Le génie de Nimzowitsch tient ici dans sa capacité à forcer un zugzwang en milieu de partie – une prouesse rarissime. Habituellement, ce type de contrainte apparaît dans les finales techniques. Or ici, c’est dès le 25e coup que Nimzowitsch paralyse complètement son adversaire. Un simple pion noir, avancé en h6, suffit à clore la partie. Les Blancs n’ont plus aucun coup utile : avancer aggraverait leur situation, reculer reviendrait à capituler.

Pourquoi cette partie est-elle « immortelle » ?

Elle l’est parce qu’elle incarne tout ce que Nimzowitsch a voulu enseigner dans ses écrits, notamment dans son ouvrage fondamental Mon système : la prophylaxie, le contrôle central indirect, le développement souple, et la pression constante plutôt que l’assaut brutal.

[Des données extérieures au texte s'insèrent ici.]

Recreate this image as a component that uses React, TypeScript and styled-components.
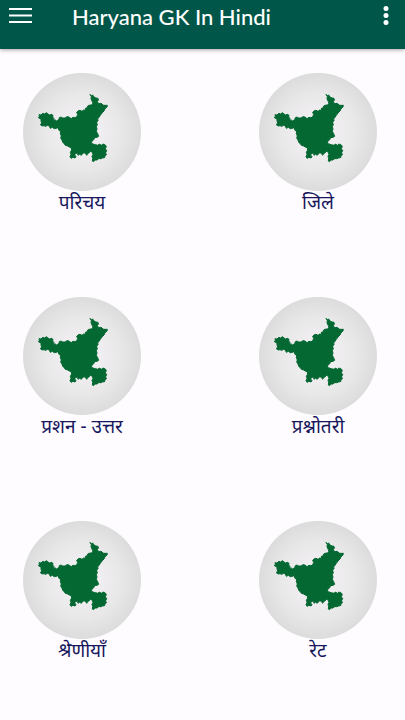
import React from 'react';
import styled, { createGlobalStyle } from 'styled-components';

const GlobalStyle = createGlobalStyle`
  * { box-sizing: border-box; }
  body {
    margin: 0;
    background: #fefcff;
    font-family: "Noto Sans", "Noto Sans Devanagari", Lato, sans-serif;
  }
`;

const Page = styled.div`
  display: flex;
  flex-direction: column;
  min-height: 100vh;
`;

const AppBar = styled.header`
  display: flex;
  align-items: flex-start;
  height: 49px;
  padding: 0 7px 0 8px;
  background: #005648;
  color: #fff;
  box-shadow: 0 1px 4px rgba(0, 0, 0, 0.35);
`;

const IconButton = styled.button`
  display: flex;
  align-items: center;
  justify-content: center;
  width: 24px;
  height: 32px;
  padding: 0;
  border: 0;
  background: none;
  color: inherit;
  cursor: pointer;
`;

const Title = styled.h1`
  flex: 1;
  margin: 0 0 0 40px;
  font-family: Lato, sans-serif;
  font-size: 22px;
  font-weight: 500;
  line-height: 34px;
  white-space: nowrap;
`;

const Topics = styled.main`
  display: grid;
  grid-template-columns: auto auto;
  justify-content: space-between;
  row-gap: 84px;
  padding: 24px 28px 24px 23px;
`;

const Topic = styled.button`
  display: flex;
  flex-direction: column;
  align-items: center;
  width: 118px;
  padding: 0;
  border: 0;
  background: none;
  color: #17175c;
  font: inherit;
  cursor: pointer;
`;

const Disc = styled.span`
  display: block;
  width: 118px;
  height: 118px;
  border-radius: 50%;
  background: radial-gradient(circle closest-side, #f0eef0 30%, #e9e8e9 65%, #dcdcdc 100%);
`;

const Label = styled.span`
  height: 22px;
  font-size: 19px;
  line-height: 22px;
  white-space: nowrap;
`;

const HaryanaMap = () => (
  <svg width="118" height="118" viewBox="24 22 354 354" aria-hidden="true">
    <path
      fill="#036831"
      stroke="#036831"
      strokeWidth="3"
      strokeLinejoin="round"
      d="M225 86L229 90L233 88L237 94L243 97L249 98L250 103L247 108L251 114L258 113L266 119L277 119L276 124L270 129L267 136L261 142L256 149L252 155L248 160L249 165L245 170L247 177L244 183L246 190L244 197L248 204L251 212L246 215L239 216L236 222L231 227L229 233L234 235L241 237L249 239L253 235L259 239L264 235L271 238L274 243L271 249L275 255L272 261L274 268L269 272L270 275L263 277L257 279L251 279L246 283L239 283L236 288L232 286L233 278L231 272L234 266L231 259L227 256L223 261L219 263L215 269L211 263L206 261L202 266L198 269L194 265L190 269L186 263L182 262L179 268L183 273L180 277L174 275L168 278L165 273L168 266L166 260L170 253L169 247L163 244L158 241L151 239L148 234L143 230L141 223L137 217L139 211L136 204L137 198L131 193L130 186L123 188L118 189L112 185L106 188L103 181L98 179L92 182L87 180L81 181L76 177L80 172L78 166L78 160L70 156L73 152L72 147L78 148L84 143L89 145L94 141L99 145L104 148L109 146L114 149L113 154L117 159L116 164L121 163L125 166L131 162L133 156L138 154L143 157L150 157L156 153L162 154L168 159L174 155L180 156L185 153L188 147L185 140L190 135L195 134L201 137L206 133L212 134L211 128L217 126L218 121L225 118L231 118L234 112L231 106L228 99L229 93Z"
    />
  </svg>
);

const topics = ['परिचय', 'जिले', 'प्रशन - उत्तर', 'प्रश्नोतरी', 'श्रेणीयाँ', 'रेट'];

export default function App() {
  return (
    <Page>
      <GlobalStyle />
      <AppBar>
        <IconButton aria-label="Menu">
          <svg width="24" height="32" viewBox="0 0 24 32" aria-hidden="true">
            <path d="M1 9h23M1 15.500h23M1 22h23" stroke="currentColor" strokeWidth="2" />
          </svg>
        </IconButton>
        <Title>Haryana GK In Hindi</Title>
        <IconButton aria-label="More options">
          <svg width="24" height="32" viewBox="0 0 24 32" fill="currentColor" aria-hidden="true">
            <circle cx="12" cy="8.500" r="2.500" />
            <circle cx="12" cy="15.500" r="2.500" />
            <circle cx="12" cy="22.500" r="2.500" />
          </svg>
        </IconButton>
      </AppBar>
      <Topics>
        {topics.map((topic) => (
          <Topic key={topic}>
            <Disc>
              <HaryanaMap />
            </Disc>
            <Label>{topic}</Label>
          </Topic>
        ))}
      </Topics>
    </Page>
  );
}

Le zugzwang ici n’est pas seulement une situation technique : c’est le fruit d’une stratégie construite sur vingt coups. Nimzowitsch n’a pas cherché la destruction rapide, il a visé l’asphyxie progressive. Cette approche exige sang-froid, anticipation, et une parfaite compréhension des faiblesses structurelles de l’adversaire.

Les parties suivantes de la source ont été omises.